Get startedGet started for free

Stacking DataFrames

1. Stacking DataFrames

In addition to what we have seen, pandas has some reshaping methods that are designed to work on DataFrames with multi-level indexes.

2. Row multi-indices

In this slide, we see a DataFrame with multi-level index on the rows. Why would we want to have them? A MultiIndex, also known as multi-level index, allows us to store and manipulate multidimensional data in simple DataFrames.

3. Setting the index

Let's start by learning how to create a MultiIndex. Imagine we have the following DataFrame. There are several ways to create a multi-level index.

4. Setting the index

The simplest one is to use the set_index() method.

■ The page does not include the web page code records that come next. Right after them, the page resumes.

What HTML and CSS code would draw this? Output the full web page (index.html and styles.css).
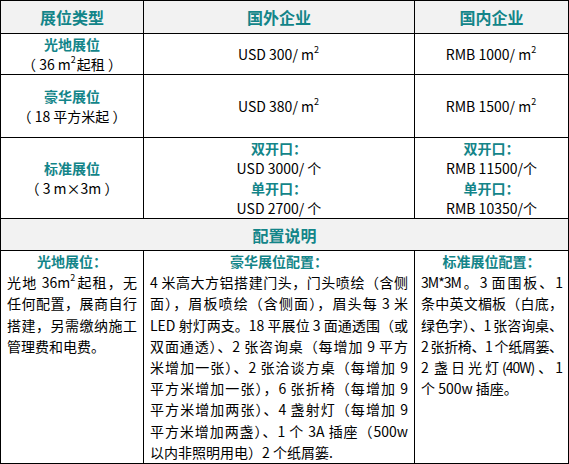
FILE: index.html
```html
<!DOCTYPE html>
<html lang="zh-CN">
<head>
<meta charset="utf-8">
<link rel="stylesheet" href="styles.css">
</head>
<body>
<table class="booth">
  <colgroup>
    <col class="c1">
    <col class="c2">
    <col class="c3">
  </colgroup>
  <tr class="r-head">
    <th>展位类型</th>
    <th>国外企业</th>
    <th>国内企业</th>
  </tr>
  <tr class="r1">
    <td class="type"><div class="tt">光地展位</div><div>（ 36 m<sup>2</sup>起租 ）</div></td>
    <td class="price">USD 300/ m<sup>2</sup></td>
    <td class="price">RMB 1000/ m<sup>2</sup></td>
  </tr>
  <tr class="r2">
    <td class="type"><div class="tt">豪华展位</div><div>（ 18 平方米起 ）</div></td>
    <td class="price">USD 380/ m<sup>2</sup></td>
    <td class="price">RMB 1500/ m<sup>2</sup></td>
  </tr>
  <tr class="r3">
    <td class="type"><div class="tt">标准展位</div><div>（ 3 m×3m ）</div></td>
    <td class="price"><div class="tt">双开口：</div><div>USD 3000/ 个</div><div class="tt">单开口：</div><div>USD 2700/ 个</div></td>
    <td class="price"><div class="tt">双开口：</div><div>RMB 11500/个</div><div class="tt">单开口：</div><div>RMB 10350/个</div></td>
  </tr>
  <tr class="r-cfg">
    <th colspan="3">配置说明</th>
  </tr>
  <tr class="r-desc">
    <td class="desc">
      <div class="dt">光地展位：</div>
      <div class="ln">光地 36m<sup>2</sup>起租，无</div>
      <div class="ln">任何配置，展商自行</div>
      <div class="ln">搭建，另需缴纳施工</div>
      <div class="last">管理费和电费。</div>
    </td>
    <td class="desc">
      <div class="dt">豪华展位配置：</div>
      <div class="ln">4 米高大方铝搭建门头，门头喷绘（含侧</div>
      <div class="ln">面），眉板喷绘（含侧面），眉头每 3 米</div>
      <div class="ln">LED 射灯两支。18 平展位 3 面通透围（或</div>
      <div class="ln">双面通透）、2 张咨询桌（每增加 9 平方</div>
      <div class="ln">米增加一张）、2 张洽谈方桌（每增加 9</div>
      <div class="ln">平方米增加一张），6 张折椅（每增加 9</div>
      <div class="ln">平方米增加两张）、4 盏射灯（每增加 9</div>
      <div class="ln">平方米增加两盏）、1 个 3A 插座（500w</div>
      <div class="last">以内非照明用电）2 个纸屑篓.</div>
    </td>
    <td class="desc narrow">
      <div class="dt">标准展位配置：</div>
      <div class="ln">3M*3M。3 面围板、1</div>
      <div class="ln">条中英文楣板（白底，</div>
      <div class="ln">绿色字）、1 张咨询桌、</div>
      <div class="ln">2 张折椅、1 个纸屑篓、</div>
      <div class="ln">2 盏日光灯(40W)、1</div>
      <div class="last">个 500w 插座。</div>
    </td>
  </tr>
</table>
</body>
</html>
```

FILE: styles.css
```css
html, body {
  margin: 0;
  padding: 0;
  background: #ffffff;
}
body {
  font-family: "Noto Sans CJK SC", "Noto Sans", sans-serif;
  font-size: 14px;
  color: #000;
}
.booth {
  border-collapse: collapse;
  table-layout: fixed;
  width: 568px;
}
.c1 { width: 143px; }
.c2 { width: 271px; }
.c3 { width: 154px; }
.booth th, .booth td {
  border: 1px solid #000;
  padding: 0 6px;
}
.booth th {
  background: #f2f2f2;
  color: #138589;
  font-size: 16px;
  font-weight: bold;
  text-align: center;
  line-height: 20px;
}
.r-head { height: 33px; }
.r1 { height: 40px; }
.r2 { height: 63px; }
.r3 { height: 81px; }
.r-cfg { height: 32px; }
.type, .price {
  text-align: center;
  vertical-align: middle;
  line-height: 20px;
}
.tt {
  color: #138589;
  font-weight: bold;
}
sup {
  font-size: 9px;
  line-height: 0;
  vertical-align: 7px;
  margin: 0 1px 0 0;
}
.desc {
  vertical-align: top;
  line-height: 21.2px;
  padding-top: 1px;
  padding-bottom: 2px;
}
.narrow {
  padding-left: 6px;
  padding-right: 5px;
}
.narrow .ln {
  letter-spacing: -1px;
}
.dt {
  color: #138589;
  font-weight: bold;
  text-align: center;
}
.ln {
  white-space: nowrap;
  text-align: justify;
  text-align-last: justify;
}
.last {
  white-space: nowrap;
}
```
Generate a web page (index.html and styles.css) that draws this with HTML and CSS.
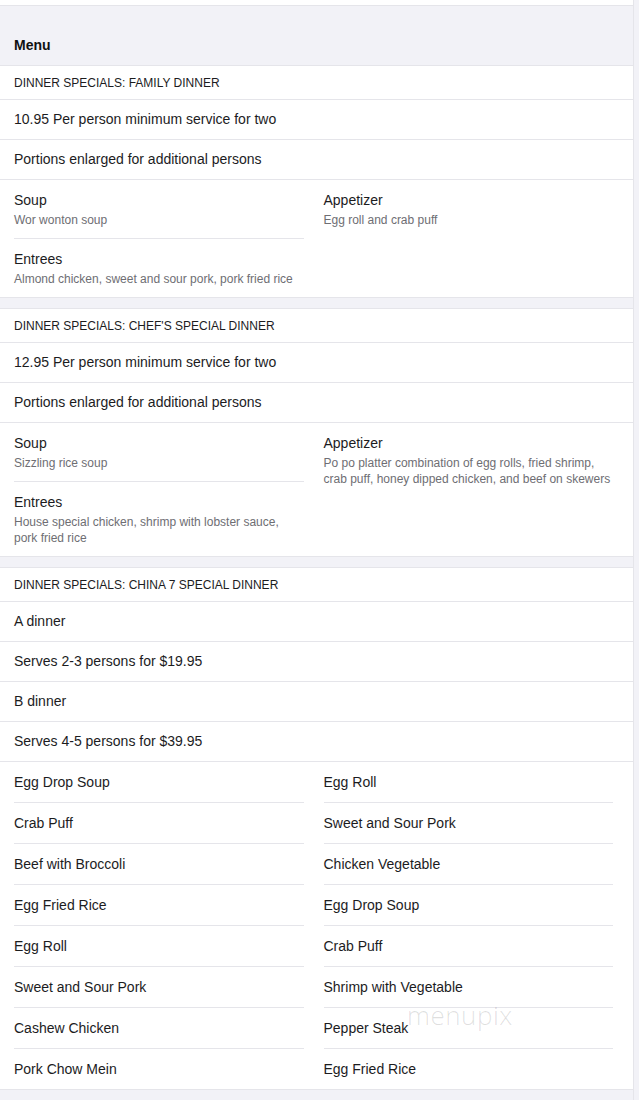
FILE: index.html
```html
<!DOCTYPE html>
<html>
<head>
<meta charset="utf-8">
<link rel="stylesheet" href="styles.css">
</head>
<body>
<div class="page">
  <div class="topbar"></div>
  <div class="menu-title">Menu</div>

  <section class="card">
    <div class="sec-head">DINNER SPECIALS: FAMILY DINNER</div>
    <div class="row">10.95 Per person minimum service for two</div>
    <div class="row">Portions enlarged for additional persons</div>
    <div class="grid">
      <div class="col">
        <div class="item"><div class="name">Soup</div><div class="desc">Wor wonton soup</div></div>
        <div class="item"><div class="name">Entrees</div><div class="desc">Almond chicken, sweet and sour pork, pork fried rice</div></div>
      </div>
      <div class="col">
        <div class="item"><div class="name">Appetizer</div><div class="desc">Egg roll and crab puff</div></div>
      </div>
    </div>
  </section>

  <section class="card">
    <div class="sec-head">DINNER SPECIALS: CHEF'S SPECIAL DINNER</div>
    <div class="row">12.95 Per person minimum service for two</div>
    <div class="row">Portions enlarged for additional persons</div>
    <div class="grid">
      <div class="col">
        <div class="item"><div class="name">Soup</div><div class="desc">Sizzling rice soup</div></div>
        <div class="item"><div class="name">Entrees</div><div class="desc">House special chicken, shrimp with lobster sauce, pork fried rice</div></div>
      </div>
      <div class="col">
        <div class="item"><div class="name">Appetizer</div><div class="desc">Po po platter combination of egg rolls, fried shrimp, crab puff, honey dipped chicken, and beef on skewers</div></div>
      </div>
    </div>
  </section>

  <section class="card last">
    <div class="sec-head">DINNER SPECIALS: CHINA 7 SPECIAL DINNER</div>
    <div class="row">A dinner</div>
    <div class="row">Serves 2-3 persons for $19.95</div>
    <div class="row">B dinner</div>
    <div class="row">Serves 4-5 persons for $39.95</div>
    <div class="grid">
      <div class="col">
        <div class="item"><div class="name">Egg Drop Soup</div></div>
        <div class="item"><div class="name">Crab Puff</div></div>
        <div class="item"><div class="name">Beef with Broccoli</div></div>
        <div class="item"><div class="name">Egg Fried Rice</div></div>
        <div class="item"><div class="name">Egg Roll</div></div>
        <div class="item"><div class="name">Sweet and Sour Pork</div></div>
        <div class="item"><div class="name">Cashew Chicken</div></div>
        <div class="item"><div class="name">Pork Chow Mein</div></div>
      </div>
      <div class="col">
        <div class="item"><div class="name">Egg Roll</div></div>
        <div class="item"><div class="name">Sweet and Sour Pork</div></div>
        <div class="item"><div class="name">Chicken Vegetable</div></div>
        <div class="item"><div class="name">Egg Drop Soup</div></div>
        <div class="item"><div class="name">Crab Puff</div></div>
        <div class="item"><div class="name">Shrimp with Vegetable</div></div>
        <div class="item"><div class="name">Pepper Steak</div></div>
        <div class="item"><div class="name">Egg Fried Rice</div></div>
      </div>
    </div>
    <div class="watermark">menupix</div>
  </section>
</div>
</body>
</html>
```

FILE: styles.css
```css
* { box-sizing: border-box; }
html, body { margin: 0; padding: 0; }
body {
  background: #f2f2f7;
  font-family: "Liberation Sans", Arial, sans-serif;
  color: #1c1c1e;
}
.page {
  width: 634px;
  border-right: 1px solid #e5e5ea;
  min-height: 1100px;
}
.topbar {
  height: 6px;
  background: #fff;
  border-bottom: 1px solid #e5e5ea;
}
.menu-title {
  height: 59px;
  display: flex;
  align-items: flex-end;
  padding: 0 14px 11px;
  font-size: 14px;
  line-height: 17px;
  font-weight: bold;
  color: #111;
}
.card {
  position: relative;
  background: #fff;
  border-top: 1px solid #e5e5ea;
  border-bottom: 1px solid #e5e5ea;
  margin-bottom: 10px;
}
.sec-head {
  height: 34px;
  display: flex;
  align-items: center;
  padding: 0 14px;
  font-size: 12px;
  border-bottom: 1px solid #e5e5ea;
  color: #1c1c1e;
}
.row {
  height: 40px;
  display: flex;
  align-items: center;
  padding: 0 14px 1px;
  font-size: 14px;
  border-bottom: 1px solid #e5e5ea;
  color: #1c1c1e;
}
.grid {
  display: flex;
  padding-left: 14px;
}
.col {
  flex: 1 1 0;
  padding-right: 20px;
}
.item {
  padding: 12px 0 11px;
  border-bottom: 1px solid #e5e5ea;
}
.item:last-child { border-bottom: none; }
.name {
  font-size: 14px;
  line-height: 17px;
  color: #1c1c1e;
}
.desc {
  font-size: 12px;
  line-height: 16px;
  margin-top: 3px;
  margin-bottom: -1px;
  color: #6e6e73;
}
.watermark {
  position: absolute;
  left: 407px;
  bottom: 56px;
  font-family: "Open Sans", sans-serif;
  font-weight: 300;
  font-size: 26px;
  letter-spacing: 0.5px;
  color: rgba(0, 0, 0, 0.13);
  pointer-events: none;
}
```
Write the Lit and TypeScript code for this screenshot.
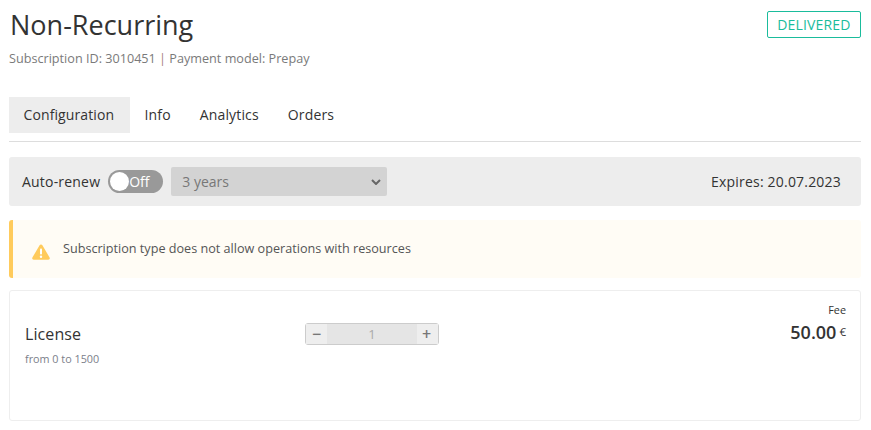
import { LitElement, html, css } from "lit";
import { customElement } from "lit/decorators.js";

@customElement("app-root")
export class AppRoot extends LitElement {
  static styles = css`
    :host { display: block; background: #fff; font-family: "Open Sans", sans-serif; color: #333; height: 430px; overflow: hidden; }
    .page { display: flex; flex-direction: column; padding: 0 10px 0 9px; }
    .head { display: flex; justify-content: space-between; align-items: flex-start; height: 97px; }
    h1 { margin: 0; font-size: 27px; font-weight: 400; line-height: 38px; padding: 6px 0 0 1px; color: #333; }
    .sub { font-size: 12.65px; line-height: 18px; margin-top: 5px; color: #7a7a7a; }
    .sep { color: #a87f7f; }
    .badge { margin-top: 11px; height: 27px; box-sizing: border-box; border: 1px solid #1abc9c; border-radius: 2px; color: #1abc9c; font-size: 14px; line-height: 25px; padding: 0 9.5px; letter-spacing: 0.15px; }
    .tabs { display: flex; border-bottom: 1px solid #ddd; height: 45px; box-sizing: border-box; }
    .tab { height: 36px; line-height: 36px; font-size: 14px; padding: 0 14.5px; color: #333; letter-spacing: 0.15px; }
    .tab.on { background: #ededed; padding: 0 14.5px; width: 121px; box-sizing: border-box; letter-spacing: 0.1px; }
    .bar { margin-top: 15px; height: 49px; background: #ededed; border-radius: 3px; display: flex; align-items: center; padding: 0 20px 0 13px; font-size: 14px; letter-spacing: 0.2px; }
    .toggle { margin-left: 8px; width: 55px; height: 23px; border-radius: 12px; background: #999; position: relative; color: #fff; font-size: 14px; line-height: 23px; box-sizing: border-box; padding-left: 21px; letter-spacing: 0; }
    .knob { position: absolute; left: 2px; top: 2px; width: 19px; height: 19px; border-radius: 50%; background: #fff; }
    .select { margin-left: 8px; width: 216px; height: 29px; background: #d3d3d3; border-radius: 2px; color: #777; font-size: 14px; line-height: 29px; padding: 0 5px 0 11px; box-sizing: border-box; display: flex; justify-content: space-between; align-items: center; letter-spacing: 0; }
    .select svg { margin-right: 1px; }
    .spacer { flex: 1; }
    .alert { margin-top: 14px; height: 58px; background: #fffcf5; border-left: 4px solid #ffcb5c; border-radius: 3px; display: flex; align-items: center; padding-left: 19px; font-size: 12.63px; color: #555; gap: 13px; }
    .alert svg { display: block; margin-top: 6px; }
    .alert span { margin-bottom: 2px; }
    .card { margin-top: 12px; height: 131px; box-sizing: border-box; border: 1px solid #eee; border-radius: 3px; display: grid; grid-template-columns: 280px 134px 1fr; padding: 0 14px 0 15px; }
    .name { font-size: 16px; line-height: 22px; margin-top: 32px; letter-spacing: 0.1px; }
    .range { font-size: 10.8px; line-height: 14px; margin-top: 7px; color: #7c808a; }
    .stepper { margin-top: 32px; height: 22px; width: 134px; box-sizing: border-box; border: 1px solid #ccc; border-radius: 3px; background: #e5e5e5; display: grid; grid-template-columns: 21px 1fr 21px; align-items: center; text-align: center; color: #aaa; font-size: 13px; line-height: 20px; }
    .stepper b { font-weight: 600; font-size: 16px; height: 20px; background: #eee; color: #777; display: flex; align-items: center; justify-content: center; }
    .stepper b.plus { padding-right: 2px; box-sizing: border-box; }
    .fee { text-align: right; }
    .fee .lbl { font-size: 10.8px; line-height: 14px; margin-top: 12px; }
    .fee .val { font-size: 18px; font-weight: 600; line-height: 24px; margin-top: 3px; }
    .fee .cur { font-size: 11.5px; font-weight: 400; margin-left: 3px; vertical-align: 3px; }
  `;

  render() {
    return html`<div class="page">
      <div class="head">
        <div>
          <h1>Non-Recurring</h1>
          <div class="sub">Subscription ID: 3010451 <span class="sep">|</span> Payment model: Prepay</div>
        </div>
        <div class="badge">DELIVERED</div>
      </div>
      <div class="tabs">
        <div class="tab on">Configuration</div>
        <div class="tab">Info</div>
        <div class="tab">Analytics</div>
        <div class="tab">Orders</div>
      </div>
      <div class="bar">
        <span>Auto-renew</span>
        <div class="toggle"><div class="knob"></div>Off</div>
        <div class="select"><span>3 years</span>
          <svg width="10" height="6" viewBox="0 0 10 6"><path d="M1 1l4 4 4-4" fill="none" stroke="#666" stroke-width="2"/></svg>
        </div>
        <div class="spacer"></div>
        <span>Expires: 20.07.2023</span>
      </div>
      <div class="alert">
        <svg width="18" height="16" viewBox="0 0 18 16"><path d="M9 .5c.6 0 1.100.3 1.400.8l7.200 12.200c.6 1-.1 2.200-1.300 2.200H1.700c-1.200 0-1.900-1.200-1.300-2.200L7.600 1.300C7.900.8 8.400.5 9 .5z" fill="#ffcb5c"/><rect x="8" y="4.500" width="2" height="6" rx=".8" fill="#fff"/><circle cx="9" cy="12.700" r="1.200" fill="#fff"/></svg>
        <span>Subscription type does not allow operations with resources</span>
      </div>
      <div class="card">
        <div>
          <div class="name">License</div>
          <div class="range">from 0 to 1500</div>
        </div>
        <div class="stepper"><b>−</b><span>1</span><b class="plus">+</b></div>
        <div class="fee">
          <div class="lbl">Fee</div>
          <div class="val">50.00<span class="cur">€</span></div>
        </div>
      </div>
    </div>`;
  }
}
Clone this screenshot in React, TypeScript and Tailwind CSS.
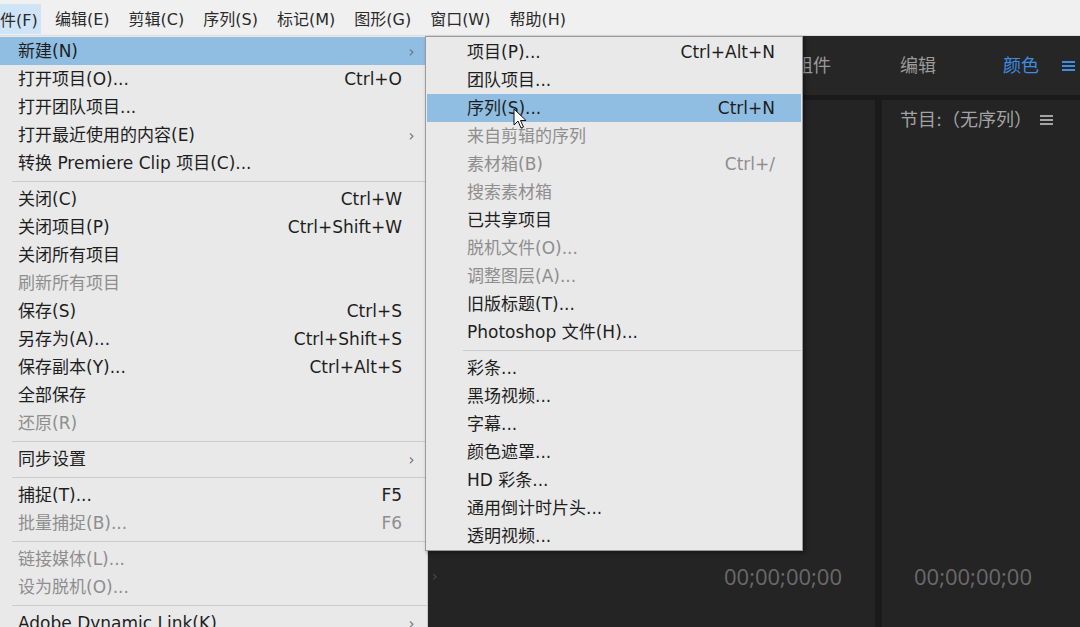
import React from "react";

type Item =
  | { sep: true }
  | { label: string; shortcut?: string; sub?: boolean; disabled?: boolean; active?: boolean };

const font = { fontFamily: '"DejaVu Sans", "Noto Sans CJK SC", sans-serif' };

const fileMenu: Item[] = [
  { label: "新建(N)", sub: true, active: true },
  { label: "打开项目(O)...", shortcut: "Ctrl+O" },
  { label: "打开团队项目..." },
  { label: "打开最近使用的内容(E)", sub: true },
  { label: "转换 Premiere Clip 项目(C)..." },
  { sep: true },
  { label: "关闭(C)", shortcut: "Ctrl+W" },
  { label: "关闭项目(P)", shortcut: "Ctrl+Shift+W" },
  { label: "关闭所有项目" },
  { label: "刷新所有项目", disabled: true },
  { label: "保存(S)", shortcut: "Ctrl+S" },
  { label: "另存为(A)...", shortcut: "Ctrl+Shift+S" },
  { label: "保存副本(Y)...", shortcut: "Ctrl+Alt+S" },
  { label: "全部保存" },
  { label: "还原(R)", disabled: true },
  { sep: true },
  { label: "同步设置", sub: true },
  { sep: true },
  { label: "捕捉(T)...", shortcut: "F5" },
  { label: "批量捕捉(B)...", shortcut: "F6", disabled: true },
  { sep: true },
  { label: "链接媒体(L)...", disabled: true },
  { label: "设为脱机(O)...", disabled: true },
  { sep: true },
  { label: "Adobe Dynamic Link(K)", sub: true },
];

const newMenu: Item[] = [
  { label: "项目(P)...", shortcut: "Ctrl+Alt+N" },
  { label: "团队项目..." },
  { label: "序列(S)...", shortcut: "Ctrl+N", active: true },
  { label: "来自剪辑的序列", disabled: true },
  { label: "素材箱(B)", shortcut: "Ctrl+/", disabled: true },
  { label: "搜索素材箱", disabled: true },
  { label: "已共享项目" },
  { label: "脱机文件(O)...", disabled: true },
  { label: "调整图层(A)...", disabled: true },
  { label: "旧版标题(T)..." },
  { label: "Photoshop 文件(H)..." },
  { sep: true },
  { label: "彩条..." },
  { label: "黑场视频..." },
  { label: "字幕..." },
  { label: "颜色遮罩..." },
  { label: "HD 彩条..." },
  { label: "通用倒计时片头..." },
  { label: "透明视频..." },
];

function MenuRows({ items, left, arrows, sepLeft }: { items: Item[]; left: string; arrows: boolean; sepLeft: string }) {
  return (
    <>
      {items.map((it, i) =>
        "sep" in it ? (
          <div key={i} className="h-[8px] flex items-center">
            <div className={"h-px flex-1 bg-[#cbcbcb] " + sepLeft} />
          </div>
        ) : (
          <div
            key={i}
            className={
              "h-[28px] flex items-center pt-[2px] text-[17px] " +
              left +
              (it.active ? " bg-[#90bde2]" : "") +
              (it.disabled ? " text-[#8e8e8e]" : " text-[#1e1e1e]")
            }
          >
            <span className="flex-1 whitespace-nowrap">{it.label}</span>
            {it.shortcut && <span className="whitespace-nowrap">{it.shortcut}</span>}
            {arrows && (
              <span className="w-[19px] text-center text-[#707070] text-[15px]">{it.sub ? "›" : ""}</span>
            )}
          </div>
        )
      )}
    </>
  );
}

function Burger({ color }: { color: string }) {
  return (
    <svg width="13" height="12" viewBox="0 0 13 12">
      <rect x="0" y="1" width="13" height="2" fill={color} />
      <rect x="0" y="5" width="13" height="2" fill={color} />
      <rect x="0" y="9" width="13" height="2" fill={color} />
    </svg>
  );
}

export default function App() {
  const bar = ["编辑(E)", "剪辑(C)", "序列(S)", "标记(M)", "图形(G)", "窗口(W)", "帮助(H)"];
  return (
    <div className="relative w-[1080px] h-[627px] overflow-hidden flex flex-col bg-[#222]" style={font}>
      <div className="h-[36px] bg-[#f0f0f0] border-b border-[#dcdcdc] flex items-center text-[16px] text-[#2a2a2a]">
        <div className="h-[30px] mt-[3px] w-[41px] bg-[#cfe4f6] flex items-center pt-[3px]">件(F)</div>
        <div className="flex items-center gap-[19px] ml-[14px] pt-[5px]">
          {bar.map((b) => (
            <span key={b} className="whitespace-nowrap">{b}</span>
          ))}
        </div>
      </div>

      <div className="flex-1 flex flex-col bg-[#1a1a1a]">
        <div className="h-[59px] bg-[#262626] flex items-center text-[18px] text-[#9b9b9b] pl-[795px]">
          <span>组件</span>
          <span className="ml-[69px]">编辑</span>
          <span className="ml-[67px] text-[#3d8de0]">颜色</span>
          <span className="ml-[23px]"><Burger color="#3d8de0" /></span>
        </div>
        <div className="flex-1 flex gap-[7px] mt-[5px]">
          <div className="w-[875px] bg-[#242424] flex flex-col justify-end pb-[34px]">
            <div className="flex items-center">
              <span className="ml-[432px] text-[#4a4a4a] text-[14px]">›</span>
              <span className="ml-auto mr-[33px] text-[22px] text-[#6a6a6a]" style={{ fontFamily: '"Open Sans", sans-serif' }}>
                00;00;00;00
              </span>
            </div>
          </div>
          <div className="flex-1 bg-[#242424] flex flex-col pl-[18px] pb-[34px]">
            <div className="mt-[6px] text-[18px] text-[#a3a3a3] flex items-center gap-[8px]">
              <span>节目:（无序列）</span>
              <Burger color="#a3a3a3" />
            </div>
            <div className="mt-auto pl-[14px] text-[22px] text-[#6a6a6a]" style={{ fontFamily: '"Open Sans", sans-serif' }}>
              00;00;00;00
            </div>
          </div>
        </div>
      </div>

      <div className="absolute left-0 top-[36px] w-[428px] h-[600px] bg-[#e9e9e9] border-r border-[#c8c8c8] pt-[1px]">
        <MenuRows items={fileMenu} left="pl-[18px] pr-[6px]" arrows sepLeft="ml-[12px]" />
      </div>

      <div className="absolute left-[425px] top-[36px] w-[378px] bg-[#e9e9e9] border border-[#9a9a9a] pt-[1px] pb-0 shadow-[2px_2px_4px_rgba(0,0,0,0.4)]">
        <div className="px-[1px]">
          <MenuRows items={newMenu} left="pl-[40px] pr-[26px]" arrows={false} sepLeft="ml-[36px]" />
        </div>
      </div>

      <svg className="absolute left-[513px] top-[108px]" width="15" height="22" viewBox="0 0 15 22">
        <path d="M1 1 L1 17 L5 13 L8 20 L10.5 19 L7.5 12.5 L13 12.5 Z" fill="#fff" stroke="#111" strokeWidth="1" strokeLinejoin="round" />
      </svg>
    </div>
  );
}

In the example code, we specify that we want the columns country and age to be set as row indices. We also set the inplace argument to True to change the original DataFrame directly. As a result, we get a DataFrame with a multi-level index on the rows.

5. MultiIndex from array

Another option is to use the method from_arrays() from MultiIndex. In this case, we define a list of lists named new_array. Each element represents one index. We call the from_arrays() method passing new_array and a list of names we want for the indexes. We assign it to the original DataFrame index by calling the index attribute. As a result, we get a DataFrame with two indices on the rows: "member" and "credit_card".

6. MultiIndex DataFrames

We could also define a DataFrame with multi-level indexes on the rows and the columns.

7. MultiIndex DataFrames

The process is very similar. We create two MultiIndexes using the method from_arrays(): one for the index and one for the columns. When we create the DataFrame, we set the index and the columns to be the recently created multi-level indexes. As a result, we get a DataFrame with multi-level indexes on the rows and on the columns.

8. The .stack() method

The stack() method will reshape the DataFrame with a multi-level index by converting it into a stacked form.

9. The .stack() method

In other words, stacking means rearranging the innermost column index to become the innermost row index.

10. Stack into a series

Let's take our DataFrame that had a multi-level index on the rows. We apply the stack() method. We have a simple column index. So stack will compress the last level in the DataFrame columns to produce a Series, as we can see in the output.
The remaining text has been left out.